§ Work instructions
Leave out any pictures and transcribe all other data below exactly.

§ Collected material
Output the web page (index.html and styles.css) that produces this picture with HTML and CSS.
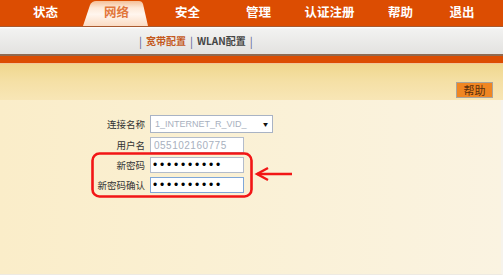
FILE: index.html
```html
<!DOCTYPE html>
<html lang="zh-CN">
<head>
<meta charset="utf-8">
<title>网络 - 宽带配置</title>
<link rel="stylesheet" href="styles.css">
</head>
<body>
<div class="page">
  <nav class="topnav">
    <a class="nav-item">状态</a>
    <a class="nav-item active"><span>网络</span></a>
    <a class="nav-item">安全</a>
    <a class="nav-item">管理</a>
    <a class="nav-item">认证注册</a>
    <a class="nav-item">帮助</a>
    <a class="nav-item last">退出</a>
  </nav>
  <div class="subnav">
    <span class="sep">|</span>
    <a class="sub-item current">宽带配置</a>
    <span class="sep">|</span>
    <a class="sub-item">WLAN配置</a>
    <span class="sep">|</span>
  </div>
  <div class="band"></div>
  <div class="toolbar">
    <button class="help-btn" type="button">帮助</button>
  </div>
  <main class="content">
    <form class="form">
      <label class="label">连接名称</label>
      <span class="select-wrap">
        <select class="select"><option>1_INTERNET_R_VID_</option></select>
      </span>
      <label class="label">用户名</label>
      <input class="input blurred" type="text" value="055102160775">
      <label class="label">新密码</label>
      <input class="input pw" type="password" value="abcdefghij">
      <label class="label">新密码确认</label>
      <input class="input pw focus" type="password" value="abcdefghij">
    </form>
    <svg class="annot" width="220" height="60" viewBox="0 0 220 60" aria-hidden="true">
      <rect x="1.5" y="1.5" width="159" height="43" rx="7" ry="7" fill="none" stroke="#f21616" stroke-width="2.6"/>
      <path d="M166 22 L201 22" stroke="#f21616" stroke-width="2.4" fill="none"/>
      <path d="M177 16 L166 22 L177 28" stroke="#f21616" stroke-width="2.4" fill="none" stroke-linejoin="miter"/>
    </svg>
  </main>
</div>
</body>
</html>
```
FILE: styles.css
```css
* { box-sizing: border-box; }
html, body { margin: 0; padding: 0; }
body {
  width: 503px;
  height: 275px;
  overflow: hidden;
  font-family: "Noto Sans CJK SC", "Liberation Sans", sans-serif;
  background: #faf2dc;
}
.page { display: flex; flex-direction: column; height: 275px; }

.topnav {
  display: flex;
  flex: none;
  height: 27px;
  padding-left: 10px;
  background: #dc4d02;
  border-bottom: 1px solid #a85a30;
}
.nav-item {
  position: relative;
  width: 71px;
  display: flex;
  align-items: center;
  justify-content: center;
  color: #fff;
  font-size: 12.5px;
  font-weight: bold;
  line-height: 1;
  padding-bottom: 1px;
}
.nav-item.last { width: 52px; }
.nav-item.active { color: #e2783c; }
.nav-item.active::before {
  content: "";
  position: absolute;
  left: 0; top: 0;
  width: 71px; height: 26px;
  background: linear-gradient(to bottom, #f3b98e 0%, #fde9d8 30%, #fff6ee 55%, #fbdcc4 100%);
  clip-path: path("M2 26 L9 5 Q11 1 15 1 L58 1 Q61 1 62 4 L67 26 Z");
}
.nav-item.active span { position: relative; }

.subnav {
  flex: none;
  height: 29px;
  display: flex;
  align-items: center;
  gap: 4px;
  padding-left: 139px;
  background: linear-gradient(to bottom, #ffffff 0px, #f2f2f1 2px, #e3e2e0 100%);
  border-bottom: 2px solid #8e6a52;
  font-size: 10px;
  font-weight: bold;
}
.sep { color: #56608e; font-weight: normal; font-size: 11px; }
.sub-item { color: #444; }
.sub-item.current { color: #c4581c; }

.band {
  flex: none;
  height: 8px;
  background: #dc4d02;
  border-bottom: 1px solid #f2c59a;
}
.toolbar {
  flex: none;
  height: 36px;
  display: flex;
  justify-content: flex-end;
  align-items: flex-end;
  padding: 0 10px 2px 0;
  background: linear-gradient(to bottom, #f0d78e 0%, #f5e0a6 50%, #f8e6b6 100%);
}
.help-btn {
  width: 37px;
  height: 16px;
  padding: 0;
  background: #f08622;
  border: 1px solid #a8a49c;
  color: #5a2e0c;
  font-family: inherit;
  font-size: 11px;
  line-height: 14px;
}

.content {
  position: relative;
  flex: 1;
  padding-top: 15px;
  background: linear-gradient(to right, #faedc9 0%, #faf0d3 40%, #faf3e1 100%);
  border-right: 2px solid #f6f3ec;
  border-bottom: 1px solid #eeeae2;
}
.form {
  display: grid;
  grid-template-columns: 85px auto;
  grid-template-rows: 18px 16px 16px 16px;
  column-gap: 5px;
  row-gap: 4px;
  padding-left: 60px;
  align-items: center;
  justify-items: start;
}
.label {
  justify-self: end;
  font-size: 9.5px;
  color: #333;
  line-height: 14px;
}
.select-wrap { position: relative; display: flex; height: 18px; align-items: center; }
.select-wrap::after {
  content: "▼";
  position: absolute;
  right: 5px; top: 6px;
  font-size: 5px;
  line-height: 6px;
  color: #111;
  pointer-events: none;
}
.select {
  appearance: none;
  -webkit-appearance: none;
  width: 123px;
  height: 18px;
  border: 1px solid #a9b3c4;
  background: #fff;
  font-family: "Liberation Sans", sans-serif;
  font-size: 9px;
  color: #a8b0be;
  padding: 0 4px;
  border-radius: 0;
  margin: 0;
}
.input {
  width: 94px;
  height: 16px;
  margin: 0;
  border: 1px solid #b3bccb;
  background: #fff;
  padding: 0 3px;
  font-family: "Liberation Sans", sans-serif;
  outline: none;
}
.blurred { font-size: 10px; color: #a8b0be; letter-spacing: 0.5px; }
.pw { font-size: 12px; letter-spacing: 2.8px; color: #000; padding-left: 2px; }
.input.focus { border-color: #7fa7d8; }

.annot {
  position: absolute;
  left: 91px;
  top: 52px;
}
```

§ Task solution
Output the web page (index.html and styles.css) that produces this picture with HTML and CSS.
FILE: index.html
```html
<!DOCTYPE html>
<html lang="zh-CN">
<head>
<meta charset="utf-8">
<title>网络 - 宽带配置</title>
<link rel="stylesheet" href="styles.css">
</head>
<body>
<div class="page">
  <nav class="topnav">
    <a class="nav-item">状态</a>
    <a class="nav-item active"><span>网络</span></a>
    <a class="nav-item">安全</a>
    <a class="nav-item">管理</a>
    <a class="nav-item">认证注册</a>
    <a class="nav-item">帮助</a>
    <a class="nav-item last">退出</a>
  </nav>
  <div class="subnav">
    <span class="sep">|</span>
    <a class="sub-item current">宽带配置</a>
    <span class="sep">|</span>
    <a class="sub-item">WLAN配置</a>
    <span class="sep">|</span>
  </div>
  <div class="band"></div>
  <div class="toolbar">
    <button class="help-btn" type="button">帮助</button>
  </div>
  <main class="content">
    <form class="form">
      <label class="label">连接名称</label>
      <span class="select-wrap">
        <select class="select"><option>1_INTERNET_R_VID_</option></select>
      </span>
      <label class="label">用户名</label>
      <input class="input blurred" type="text" value="055102160775">
      <label class="label">新密码</label>
      <input class="input pw" type="password" value="abcdefghij">
      <label class="label">新密码确认</label>
      <input class="input pw focus" type="password" value="abcdefghij">
    </form>
    <svg class="annot" width="220" height="60" viewBox="0 0 220 60" aria-hidden="true">
      <rect x="1.5" y="1.5" width="159" height="43" rx="7" ry="7" fill="none" stroke="#f21616" stroke-width="2.6"/>
      <path d="M166 22 L201 22" stroke="#f21616" stroke-width="2.4" fill="none"/>
      <path d="M177 16 L166 22 L177 28" stroke="#f21616" stroke-width="2.4" fill="none" stroke-linejoin="miter"/>
    </svg>
  </main>
</div>
</body>
</html>
```
FILE: styles.css
```css
* { box-sizing: border-box; }
html, body { margin: 0; padding: 0; }
body {
  width: 503px;
  height: 275px;
  overflow: hidden;
  font-family: "Noto Sans CJK SC", "Liberation Sans", sans-serif;
  background: #faf2dc;
}
.page { display: flex; flex-direction: column; height: 275px; }

.topnav {
  display: flex;
  flex: none;
  height: 27px;
  padding-left: 10px;
  background: #dc4d02;
  border-bottom: 1px solid #a85a30;
}
.nav-item {
  position: relative;
  width: 71px;
  display: flex;
  align-items: center;
  justify-content: center;
  color: #fff;
  font-size: 12.5px;
  font-weight: bold;
  line-height: 1;
  padding-bottom: 1px;
}
.nav-item.last { width: 52px; }
.nav-item.active { color: #e2783c; }
.nav-item.active::before {
  content: "";
  position: absolute;
  left: 0; top: 0;
  width: 71px; height: 26px;
  background: linear-gradient(to bottom, #f3b98e 0%, #fde9d8 30%, #fff6ee 55%, #fbdcc4 100%);
  clip-path: path("M2 26 L9 5 Q11 1 15 1 L58 1 Q61 1 62 4 L67 26 Z");
}
.nav-item.active span { position: relative; }

.subnav {
  flex: none;
  height: 29px;
  display: flex;
  align-items: center;
  gap: 4px;
  padding-left: 139px;
  background: linear-gradient(to bottom, #ffffff 0px, #f2f2f1 2px, #e3e2e0 100%);
  border-bottom: 2px solid #8e6a52;
  font-size: 10px;
  font-weight: bold;
}
.sep { color: #56608e; font-weight: normal; font-size: 11px; }
.sub-item { color: #444; }
.sub-item.current { color: #c4581c; }

.band {
  flex: none;
  height: 8px;
  background: #dc4d02;
  border-bottom: 1px solid #f2c59a;
}
.toolbar {
  flex: none;
  height: 36px;
  display: flex;
  justify-content: flex-end;
  align-items: flex-end;
  padding: 0 10px 2px 0;
  background: linear-gradient(to bottom, #f0d78e 0%, #f5e0a6 50%, #f8e6b6 100%);
}
.help-btn {
  width: 37px;
  height: 16px;
  padding: 0;
  background: #f08622;
  border: 1px solid #a8a49c;
  color: #5a2e0c;
  font-family: inherit;
  font-size: 11px;
  line-height: 14px;
}

.content {
  position: relative;
  flex: 1;
  padding-top: 15px;
  background: linear-gradient(to right, #faedc9 0%, #faf0d3 40%, #faf3e1 100%);
  border-right: 2px solid #f6f3ec;
  border-bottom: 1px solid #eeeae2;
}
.form {
  display: grid;
  grid-template-columns: 85px auto;
  grid-template-rows: 18px 16px 16px 16px;
  column-gap: 5px;
  row-gap: 4px;
  padding-left: 60px;
  align-items: center;
  justify-items: start;
}
.label {
  justify-self: end;
  font-size: 9.5px;
  color: #333;
  line-height: 14px;
}
.select-wrap { position: relative; display: flex; height: 18px; align-items: center; }
.select-wrap::after {
  content: "▼";
  position: absolute;
  right: 5px; top: 6px;
  font-size: 5px;
  line-height: 6px;
  color: #111;
  pointer-events: none;
}
.select {
  appearance: none;
  -webkit-appearance: none;
  width: 123px;
  height: 18px;
  border: 1px solid #a9b3c4;
  background: #fff;
  font-family: "Liberation Sans", sans-serif;
  font-size: 9px;
  color: #a8b0be;
  padding: 0 4px;
  border-radius: 0;
  margin: 0;
}
.input {
  width: 94px;
  height: 16px;
  margin: 0;
  border: 1px solid #b3bccb;
  background: #fff;
  padding: 0 3px;
  font-family: "Liberation Sans", sans-serif;
  outline: none;
}
.blurred { font-size: 10px; color: #a8b0be; letter-spacing: 0.5px; }
.pw { font-size: 12px; letter-spacing: 2.8px; color: #000; padding-left: 2px; }
.input.focus { border-color: #7fa7d8; }

.annot {
  position: absolute;
  left: 91px;
  top: 52px;
}
```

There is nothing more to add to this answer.